■ **Direction**
Work out how many lines hold the string "index". The answer is a single number, nothing more.

■ **Dataset section**
========

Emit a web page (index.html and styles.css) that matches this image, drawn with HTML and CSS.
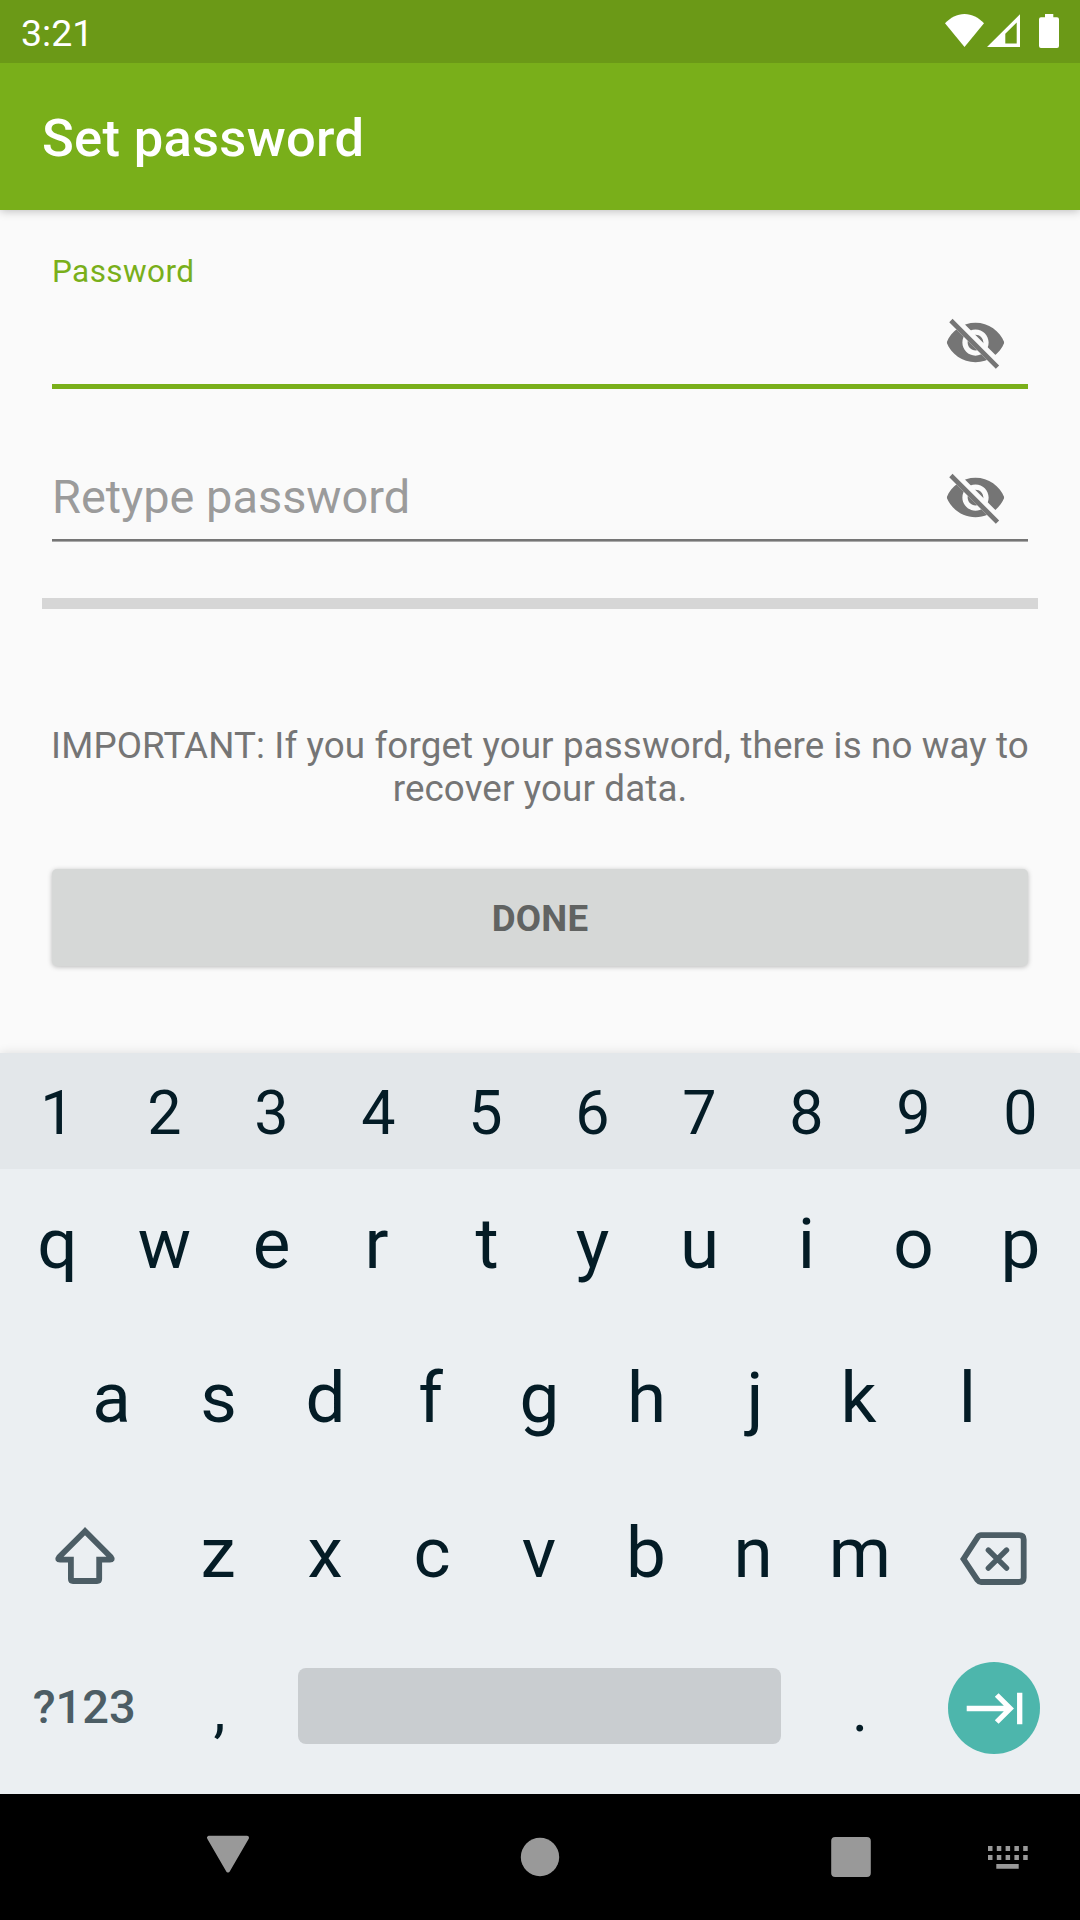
FILE: index.html
```html
<!DOCTYPE html>
<html lang="en">
<head>
<meta charset="utf-8">
<title>Set password</title>
<link rel="stylesheet" href="styles.css">
</head>
<body>
<svg class="defs" width="0" height="0">
  <defs>
    <clipPath id="eye-clip"><path d="M2 4.27 19.73 22 22.27 19.46 4.54 1.73V1H23V23H1V4.27Z"/></clipPath>
    <symbol id="eye-off" viewBox="0 0 24 24">
      <path clip-path="url(#eye-clip)" fill="#757575" d="M12 4.5C7 4.5 2.73 7.61 1 12c1.73 4.39 6 7.5 11 7.5s9.27-3.11 11-7.5c-1.73-4.39-6-7.5-11-7.5zM12 17c-2.76 0-5-2.24-5-5s2.24-5 5-5 5 2.24 5 5-2.24 5-5 5zm0-8c-1.66 0-3 1.34-3 3s1.34 3 3 3 3-1.34 3-3-1.34-3-3-3z"/>
      <path d="M3.27 4.27 19.74 20.74" fill="none" stroke="#757575" stroke-width="1.8" stroke-linecap="square"/>
    </symbol>
  </defs>
</svg>
<div class="screen">
  <header class="status">
    <span class="clock">3:21</span>
    <svg class="status-icons" width="116" height="36" viewBox="944 13 116 36" fill="#fff">
      <path d="M964.5 47 945 23.3C950.500 17.500 957 14 964.500 14S978.500 17.500 984 23.300Z"/>
      <path fill-rule="evenodd" d="M987 47 1020 14.300V47ZM1005.300 33.700V43.500H1016.700V22.500Z"/>
      <path d="M1045 14H1053.300V17.200H1057A2 2 0 0 1 1059 19.200V46A2 2 0 0 1 1057 48H1041A2 2 0 0 1 1039 46V19.200A2 2 0 0 1 1041 17.200H1045Z"/>
    </svg>
  </header>
  <div class="appbar"><h1>Set password</h1></div>

  <main class="form">
    <label class="label">Password</label>
    <div class="field active">
      <span class="hint"></span>
      <svg class="eye"><use href="#eye-off"/></svg>
    </div>
    <div class="field">
      <span class="hint">Retype password</span>
      <svg class="eye"><use href="#eye-off"/></svg>
    </div>
    <div class="strength"></div>
    <p class="note">IMPORTANT: If you forget your password, there is no way to recover your data.</p>
    <button class="done">DONE</button>
  </main>

  <section class="keyboard">
    <div class="row digits"><span>1</span><span>2</span><span>3</span><span>4</span><span>5</span><span>6</span><span>7</span><span>8</span><span>9</span><span>0</span></div>
    <div class="row top"><span>q</span><span>w</span><span>e</span><span class="left">r</span><span class="right">t</span><span>y</span><span>u</span><span>i</span><span>o</span><span>p</span></div>
    <div class="row home"><span>a</span><span>s</span><span>d</span><span class="left">f</span><span>g</span><span>h</span><span class="right">j</span><span class="left">k</span><span>l</span></div>
    <div class="row lower">
      <span class="wide"><svg class="shift" width="64" height="64" viewBox="53 1525 64 64" fill="none" stroke="#4c5d65" stroke-width="5.8"><path stroke-miterlimit="10" d="M85 1531.200 59 1557.300Q57 1559.700 60 1559.700H70.900V1579Q70.900 1581 73 1581H97Q99.200 1581 99.200 1579V1559.700H110Q113 1559.700 111 1557.300Z"/></svg></span>
      <span>z</span><span>x</span><span>c</span><span>v</span><span>b</span><span>n</span><span>m</span>
      <span class="wide"><svg class="erase" width="70" height="60" viewBox="959 1529 70 60" fill="none" stroke="#4c5d65" stroke-width="5.800"><path d="M963.500 1559 977.500 1537.500Q979 1535.200 981 1535.200H1019Q1023.700 1535.200 1023.700 1539.500V1577.700Q1023.700 1582 1019 1582H981Q979 1582 977.500 1580Z"/><path stroke-width="5.300" stroke-linecap="round" d="M988.300 1550 1006.600 1568.200M1006.600 1550 988.300 1568.200"/></svg></span>
    </div>
    <div class="row bottom">
      <span class="wide mode">?123</span>
      <span class="punct comma">,</span>
      <span class="space"><i></i></span>
      <span class="punct">.</span>
      <span class="wide"><svg class="next" width="92" height="92" viewBox="948 1662 92 92" fill="none"><circle cx="994" cy="1708" r="46" fill="#4db6ac"/><path stroke="#fff" stroke-width="5.300" d="M966.700 1708.500H1010M996.700 1695 1010.200 1708.500 996.700 1722M1019.700 1692.700V1724.300"/></svg></span>
    </div>
  </section>

  <nav class="navbar">
    <svg width="1080" height="126" viewBox="0 1794 1080 126" fill="#999">
      <path stroke="#999" stroke-width="4" stroke-linejoin="round" d="M209 1837.800H247L228 1870.500Z"/>
      <circle cx="540" cy="1857" r="19.200"/>
      <rect x="831.200" y="1837" width="39.600" height="40" rx="4"/>
      <path d="M988 1846h4.500v5H988zM996.800 1846h4.500v5h-4.500zM1005.600 1846h4.500v5h-4.500zM1014.400 1846h4.500v5h-4.500zM1023.200 1846h4.500v5h-4.500zM988 1855h4.500v5H988zM996.800 1855h4.500v5h-4.500zM1005.600 1855h4.500v5h-4.500zM1014.400 1855h4.500v5h-4.500zM1023.200 1855h4.500v5h-4.500zM996.300 1864H1018.700v4.700H996.300z"/>
    </svg>
  </nav>
</div>
</body>
</html>
```
FILE: styles.css
```css
* { box-sizing: border-box; }
body { margin: 0; font-family: Roboto, sans-serif; background: #fafafa; }
.defs { display: block; }
svg { display: block; }
.screen { width: 1080px; height: 1920px; display: flex; flex-direction: column; overflow: hidden; }

.status { position: relative; z-index: 1; height: 63px; flex: none; background: #6b9917; display: flex; align-items: center; justify-content: space-between; padding: 0 20px 0 21px; }
.clock { color: #fff; font-size: 37.5px; line-height: 44px; padding-top: 2px; }
.status-icons { margin-bottom: 1px; }
.appbar { height: 147px; flex: none; background: #79af1a; padding: 0 42px; display: flex; align-items: center; box-shadow: 0 1px 9px rgba(0, 0, 0, .25); }
.appbar h1 { margin: 0; padding-top: 3px; color: #fff; font-size: 52.5px; font-weight: 500; line-height: 62px; letter-spacing: .3px; }

.form { height: 843px; flex: none; padding: 44px 42px 0; display: flex; flex-direction: column; }
.label { margin-left: 10px; color: #79af1a; font-size: 31.5px; line-height: 36px; letter-spacing: .42px; }
.field { margin: 67px 10px 0; height: 85px; padding-right: 20.700px; display: flex; align-items: center; justify-content: space-between; border-bottom: 2px solid #757575; box-shadow: 0 1px #aaa; }
.field.active { margin-top: 11px; height: 88px; border-bottom: 5px solid #79af1a; box-shadow: none; }
.hint { color: #9b9b9b; font-size: 46.9px; line-height: 56px; padding-bottom: 2px; }
.eye { width: 63px; height: 63px; }
.strength { margin-top: 57px; height: 11px; background: #d6d6d6; }
.note { margin: 115px 0 0; color: #757575; font-size: 36.75px; line-height: 43px; letter-spacing: .12px; text-align: center; }
.done { margin: 59px 10px 0; height: 97px; padding: 2px 0 0; border: 0; border-radius: 5px; background: #d6d8d7; color: #616362; font: 700 36.75px/43px Roboto, sans-serif; letter-spacing: .15px; box-shadow: 0 1px 5px rgba(0, 0, 0, .26); }

.keyboard { height: 741px; flex: none; background: #ebeff2; color: #041c26; box-shadow: 0 0 10px rgba(0, 0, 0, .12); }
.row { display: flex; padding: 0 5px 0 4px; font-size: 71px; }
.row span { width: 107px; flex: none; display: flex; align-items: center; justify-content: center; }
.row .left { padding-right: 4px; }
.row .right { padding-left: 3px; }
.row .wide { width: 160.500px; }
.digits { height: 116px; background: #e3e7ea; font-size: 61px; padding-top: 4px; }
.top { height: 152px; padding-bottom: 4px; }
.home { height: 155px; padding-left: 58px; padding-bottom: 2px; }
.lower { height: 154px; padding-bottom: 2px; }
.bottom { height: 155px; }
.row .mode { color: #4c5d65; font-size: 47px; font-weight: 500; padding-bottom: 2px; }
.row .punct { font-size: 61px; padding-top: 5px; }
.row .comma { padding-left: 3px; }
.row .space { width: 535px; padding-bottom: 3px; }
.space i { width: 483px; height: 76px; border-radius: 8px; background: #c9cdd0; }
.shift { margin: 10px 0 0 1px; }
.erase { margin-top: 14px; }

.navbar { height: 126px; flex: none; background: #000; }
```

========

■ **Answer to the problem**
3